Thai Traditional Music and Dance Slightly Updated

For something complete different, the visitor might like to try Siam Niramit which offers a nightly dinner show that uses hi-tech effects to illuminate heaven, hell and the enchanted forest of Himapaan (could be loosely compared to Limbo in the Christian religion). Two other acts in the show are used to highlight other festivals in Thailand and also show aspects of its four distinct regions.

Thailand’s National Theatre (Next to National Museum)

Although open all year round, the National Theatre only offers traditional Thai dance and music on the last Friday and Saturday of the month (price 40-80 baht per ticket – the best value in Bangkok). It is a large white building with the traditional Thai red roof and gold eves, split into three parts, a small theatrre, workshops and a large auditorium next to an open-air sala.

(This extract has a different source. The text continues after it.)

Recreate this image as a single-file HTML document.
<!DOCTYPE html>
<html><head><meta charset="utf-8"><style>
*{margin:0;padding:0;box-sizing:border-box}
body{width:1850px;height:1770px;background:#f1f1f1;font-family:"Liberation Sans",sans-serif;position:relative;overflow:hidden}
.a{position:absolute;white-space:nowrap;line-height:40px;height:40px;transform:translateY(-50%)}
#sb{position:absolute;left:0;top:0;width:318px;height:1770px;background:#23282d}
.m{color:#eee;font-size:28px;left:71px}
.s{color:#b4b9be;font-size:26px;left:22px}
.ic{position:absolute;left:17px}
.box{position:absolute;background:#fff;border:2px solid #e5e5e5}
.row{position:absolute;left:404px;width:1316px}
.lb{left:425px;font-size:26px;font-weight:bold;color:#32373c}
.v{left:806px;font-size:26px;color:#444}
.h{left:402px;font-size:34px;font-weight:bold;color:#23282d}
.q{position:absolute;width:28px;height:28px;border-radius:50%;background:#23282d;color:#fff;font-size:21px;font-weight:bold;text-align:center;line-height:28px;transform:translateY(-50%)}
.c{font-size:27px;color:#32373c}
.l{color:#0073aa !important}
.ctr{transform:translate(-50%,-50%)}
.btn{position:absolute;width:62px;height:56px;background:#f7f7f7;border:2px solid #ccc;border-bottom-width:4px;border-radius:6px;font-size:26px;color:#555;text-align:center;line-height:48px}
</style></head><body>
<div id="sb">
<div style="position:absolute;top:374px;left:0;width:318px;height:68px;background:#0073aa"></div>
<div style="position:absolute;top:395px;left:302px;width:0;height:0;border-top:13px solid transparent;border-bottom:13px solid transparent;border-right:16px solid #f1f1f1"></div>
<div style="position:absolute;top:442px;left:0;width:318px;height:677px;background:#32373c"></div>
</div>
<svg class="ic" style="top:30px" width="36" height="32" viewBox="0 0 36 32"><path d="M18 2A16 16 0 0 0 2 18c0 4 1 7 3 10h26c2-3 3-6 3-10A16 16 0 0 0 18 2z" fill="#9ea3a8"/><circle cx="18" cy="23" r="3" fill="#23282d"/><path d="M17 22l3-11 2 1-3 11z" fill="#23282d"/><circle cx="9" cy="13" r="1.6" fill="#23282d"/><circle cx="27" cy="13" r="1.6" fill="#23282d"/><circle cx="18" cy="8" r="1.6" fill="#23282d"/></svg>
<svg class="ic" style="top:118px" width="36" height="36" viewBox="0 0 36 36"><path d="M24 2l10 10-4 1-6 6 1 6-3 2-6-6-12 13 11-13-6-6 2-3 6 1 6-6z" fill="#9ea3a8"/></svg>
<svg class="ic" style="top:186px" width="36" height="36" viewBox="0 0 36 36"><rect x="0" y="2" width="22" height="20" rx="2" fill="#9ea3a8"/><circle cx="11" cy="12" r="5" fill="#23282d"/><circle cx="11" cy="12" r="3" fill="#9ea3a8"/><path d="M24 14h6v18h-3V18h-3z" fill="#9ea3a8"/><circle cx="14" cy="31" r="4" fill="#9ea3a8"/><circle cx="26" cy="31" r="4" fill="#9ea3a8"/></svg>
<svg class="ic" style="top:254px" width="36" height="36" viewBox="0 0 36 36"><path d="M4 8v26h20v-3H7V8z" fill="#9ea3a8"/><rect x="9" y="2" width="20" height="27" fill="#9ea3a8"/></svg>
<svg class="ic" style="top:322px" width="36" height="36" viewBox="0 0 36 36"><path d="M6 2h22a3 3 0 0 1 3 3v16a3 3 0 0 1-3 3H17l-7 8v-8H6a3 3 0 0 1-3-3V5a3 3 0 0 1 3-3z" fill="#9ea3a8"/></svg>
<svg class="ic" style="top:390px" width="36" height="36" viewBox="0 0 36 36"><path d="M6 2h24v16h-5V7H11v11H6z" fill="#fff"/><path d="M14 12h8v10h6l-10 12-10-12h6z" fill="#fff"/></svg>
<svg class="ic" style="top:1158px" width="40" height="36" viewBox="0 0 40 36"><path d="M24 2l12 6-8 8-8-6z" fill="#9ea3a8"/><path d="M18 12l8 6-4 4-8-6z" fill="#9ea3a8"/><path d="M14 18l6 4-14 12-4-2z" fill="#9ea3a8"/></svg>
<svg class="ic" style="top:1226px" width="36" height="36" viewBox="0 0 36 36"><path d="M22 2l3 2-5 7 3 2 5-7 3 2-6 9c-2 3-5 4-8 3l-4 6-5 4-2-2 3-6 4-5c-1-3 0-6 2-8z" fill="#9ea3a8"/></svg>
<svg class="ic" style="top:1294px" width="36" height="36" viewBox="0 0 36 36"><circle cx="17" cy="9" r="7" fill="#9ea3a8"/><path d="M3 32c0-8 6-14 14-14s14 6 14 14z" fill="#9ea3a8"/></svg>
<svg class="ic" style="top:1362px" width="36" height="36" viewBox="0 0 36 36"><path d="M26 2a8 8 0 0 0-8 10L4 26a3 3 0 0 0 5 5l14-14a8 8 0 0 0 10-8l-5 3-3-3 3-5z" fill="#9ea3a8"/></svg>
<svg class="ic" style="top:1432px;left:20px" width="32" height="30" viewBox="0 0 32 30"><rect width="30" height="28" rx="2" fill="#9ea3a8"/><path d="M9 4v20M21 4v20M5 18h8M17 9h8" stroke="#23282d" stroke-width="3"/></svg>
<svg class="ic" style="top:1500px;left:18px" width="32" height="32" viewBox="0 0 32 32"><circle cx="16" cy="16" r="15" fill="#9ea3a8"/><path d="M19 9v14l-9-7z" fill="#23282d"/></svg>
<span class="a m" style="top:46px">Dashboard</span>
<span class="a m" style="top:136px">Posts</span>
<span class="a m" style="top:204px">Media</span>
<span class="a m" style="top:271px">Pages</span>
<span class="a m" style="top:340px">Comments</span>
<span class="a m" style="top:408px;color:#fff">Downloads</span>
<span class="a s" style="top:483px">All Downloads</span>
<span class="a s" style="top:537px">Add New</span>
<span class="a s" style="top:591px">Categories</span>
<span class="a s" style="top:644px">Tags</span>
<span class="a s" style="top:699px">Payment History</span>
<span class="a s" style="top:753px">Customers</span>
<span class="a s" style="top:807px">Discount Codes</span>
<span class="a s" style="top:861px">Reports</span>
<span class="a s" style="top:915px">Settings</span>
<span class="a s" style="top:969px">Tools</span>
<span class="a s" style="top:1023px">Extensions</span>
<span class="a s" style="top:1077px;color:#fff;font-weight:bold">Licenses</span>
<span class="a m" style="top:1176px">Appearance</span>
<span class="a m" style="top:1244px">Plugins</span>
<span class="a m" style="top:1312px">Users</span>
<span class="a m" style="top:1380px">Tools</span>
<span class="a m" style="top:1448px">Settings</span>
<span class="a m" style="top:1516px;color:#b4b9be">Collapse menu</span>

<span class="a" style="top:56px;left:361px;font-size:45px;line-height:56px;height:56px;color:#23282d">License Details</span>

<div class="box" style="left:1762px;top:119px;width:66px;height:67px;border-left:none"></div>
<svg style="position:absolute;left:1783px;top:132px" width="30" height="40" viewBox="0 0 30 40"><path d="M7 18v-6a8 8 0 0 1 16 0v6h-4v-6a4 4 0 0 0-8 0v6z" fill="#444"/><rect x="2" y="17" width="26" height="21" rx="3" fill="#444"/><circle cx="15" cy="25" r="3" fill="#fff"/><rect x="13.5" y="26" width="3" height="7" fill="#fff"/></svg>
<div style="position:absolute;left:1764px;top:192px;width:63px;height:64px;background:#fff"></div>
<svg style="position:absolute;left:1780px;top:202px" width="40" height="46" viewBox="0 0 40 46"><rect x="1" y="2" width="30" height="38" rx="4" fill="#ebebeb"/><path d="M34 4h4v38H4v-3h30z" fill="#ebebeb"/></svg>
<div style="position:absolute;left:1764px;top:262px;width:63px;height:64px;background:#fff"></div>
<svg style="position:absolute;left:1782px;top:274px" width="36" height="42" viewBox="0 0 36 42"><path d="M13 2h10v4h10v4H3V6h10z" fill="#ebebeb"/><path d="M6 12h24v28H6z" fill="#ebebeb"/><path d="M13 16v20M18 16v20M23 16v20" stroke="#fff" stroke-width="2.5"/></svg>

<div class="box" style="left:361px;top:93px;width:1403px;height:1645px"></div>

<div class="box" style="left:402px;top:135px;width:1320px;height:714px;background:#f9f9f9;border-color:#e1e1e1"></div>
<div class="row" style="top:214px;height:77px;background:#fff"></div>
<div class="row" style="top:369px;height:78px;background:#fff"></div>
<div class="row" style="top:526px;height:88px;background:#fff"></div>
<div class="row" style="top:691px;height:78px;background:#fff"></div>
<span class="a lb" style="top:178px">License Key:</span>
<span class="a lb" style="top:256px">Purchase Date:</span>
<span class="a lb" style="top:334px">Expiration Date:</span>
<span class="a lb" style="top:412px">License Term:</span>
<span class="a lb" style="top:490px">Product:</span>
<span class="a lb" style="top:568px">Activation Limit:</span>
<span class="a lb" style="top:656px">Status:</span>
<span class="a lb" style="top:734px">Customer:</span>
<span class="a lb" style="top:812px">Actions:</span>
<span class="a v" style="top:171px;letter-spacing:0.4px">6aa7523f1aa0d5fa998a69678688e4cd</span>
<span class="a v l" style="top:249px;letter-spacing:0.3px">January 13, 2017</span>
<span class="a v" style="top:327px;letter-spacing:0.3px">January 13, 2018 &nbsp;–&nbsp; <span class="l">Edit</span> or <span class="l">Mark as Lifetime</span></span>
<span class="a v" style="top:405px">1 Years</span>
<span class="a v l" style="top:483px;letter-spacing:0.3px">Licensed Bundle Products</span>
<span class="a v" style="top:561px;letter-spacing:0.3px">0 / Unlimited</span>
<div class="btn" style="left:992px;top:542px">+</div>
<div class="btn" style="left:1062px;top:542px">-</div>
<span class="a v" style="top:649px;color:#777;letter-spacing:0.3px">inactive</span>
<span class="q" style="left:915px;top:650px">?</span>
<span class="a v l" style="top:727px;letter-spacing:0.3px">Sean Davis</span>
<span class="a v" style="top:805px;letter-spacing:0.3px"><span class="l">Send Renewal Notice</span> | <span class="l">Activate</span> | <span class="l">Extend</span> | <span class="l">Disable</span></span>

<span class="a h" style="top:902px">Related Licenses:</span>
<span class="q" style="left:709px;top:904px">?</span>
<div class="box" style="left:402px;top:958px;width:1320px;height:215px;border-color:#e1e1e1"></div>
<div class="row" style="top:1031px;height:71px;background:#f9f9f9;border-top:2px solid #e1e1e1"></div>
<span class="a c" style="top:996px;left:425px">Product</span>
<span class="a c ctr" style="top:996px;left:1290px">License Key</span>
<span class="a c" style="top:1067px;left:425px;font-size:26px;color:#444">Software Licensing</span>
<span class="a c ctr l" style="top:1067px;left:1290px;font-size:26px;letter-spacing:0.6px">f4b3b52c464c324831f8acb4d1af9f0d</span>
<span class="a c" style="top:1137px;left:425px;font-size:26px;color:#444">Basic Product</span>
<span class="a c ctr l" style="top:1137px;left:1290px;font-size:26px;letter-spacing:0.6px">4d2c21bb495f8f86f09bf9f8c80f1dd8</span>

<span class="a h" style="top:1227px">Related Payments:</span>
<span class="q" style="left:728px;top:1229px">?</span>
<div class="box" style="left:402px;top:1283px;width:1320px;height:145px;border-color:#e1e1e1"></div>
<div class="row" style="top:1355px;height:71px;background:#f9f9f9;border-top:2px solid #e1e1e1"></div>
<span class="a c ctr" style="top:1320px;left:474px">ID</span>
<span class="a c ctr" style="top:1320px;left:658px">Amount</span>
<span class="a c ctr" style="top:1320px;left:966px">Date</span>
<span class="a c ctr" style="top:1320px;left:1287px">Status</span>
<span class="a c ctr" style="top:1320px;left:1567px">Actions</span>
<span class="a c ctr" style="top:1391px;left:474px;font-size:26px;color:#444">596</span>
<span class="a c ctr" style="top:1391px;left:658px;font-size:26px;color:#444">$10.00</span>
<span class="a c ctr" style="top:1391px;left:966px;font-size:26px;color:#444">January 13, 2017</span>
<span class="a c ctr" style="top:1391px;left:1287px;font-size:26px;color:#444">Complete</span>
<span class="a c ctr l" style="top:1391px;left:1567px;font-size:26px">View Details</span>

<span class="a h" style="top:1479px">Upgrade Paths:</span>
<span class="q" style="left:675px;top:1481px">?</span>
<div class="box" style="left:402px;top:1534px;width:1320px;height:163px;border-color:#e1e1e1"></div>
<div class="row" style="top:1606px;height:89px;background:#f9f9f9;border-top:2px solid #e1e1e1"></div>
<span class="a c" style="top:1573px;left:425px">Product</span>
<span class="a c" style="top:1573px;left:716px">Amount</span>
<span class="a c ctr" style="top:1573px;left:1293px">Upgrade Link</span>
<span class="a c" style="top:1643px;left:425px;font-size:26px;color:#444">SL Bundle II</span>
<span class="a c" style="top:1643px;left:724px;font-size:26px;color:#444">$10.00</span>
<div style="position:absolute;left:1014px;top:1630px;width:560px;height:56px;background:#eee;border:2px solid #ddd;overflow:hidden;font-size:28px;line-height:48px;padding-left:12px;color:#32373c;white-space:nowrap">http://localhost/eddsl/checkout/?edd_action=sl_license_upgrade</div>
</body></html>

As befits a National Theatre, the performance is original and it is long. If the visitor feels that (s)he cannot listen to Thai traditional music and watch for a couple of hours, it might be better to try one of the other theatres first, where the performance is aimed at tourists.

For visitors staying at five-star hotels, there is usually a performance sometime during the week at these hotels and the quality of the drama and dancing will be top-notch. Favourite places to see a show in Bangkok are The Oriental Hotel, The Marriott Hotel and Spa, and the Shangri-la Hotel. These all have a river frontage and the performance is sometimes outdoor.

Those who travel to Hua Hin, Thailand’s premiere resort, can catch a weekly performance of Thai dancing at the 5* Dusit Thani Resort Hotel, where the pavilion, set on a lake with the moonlit beach and waters of the Gulf of Thailand as a background, serves as a stage for the performance.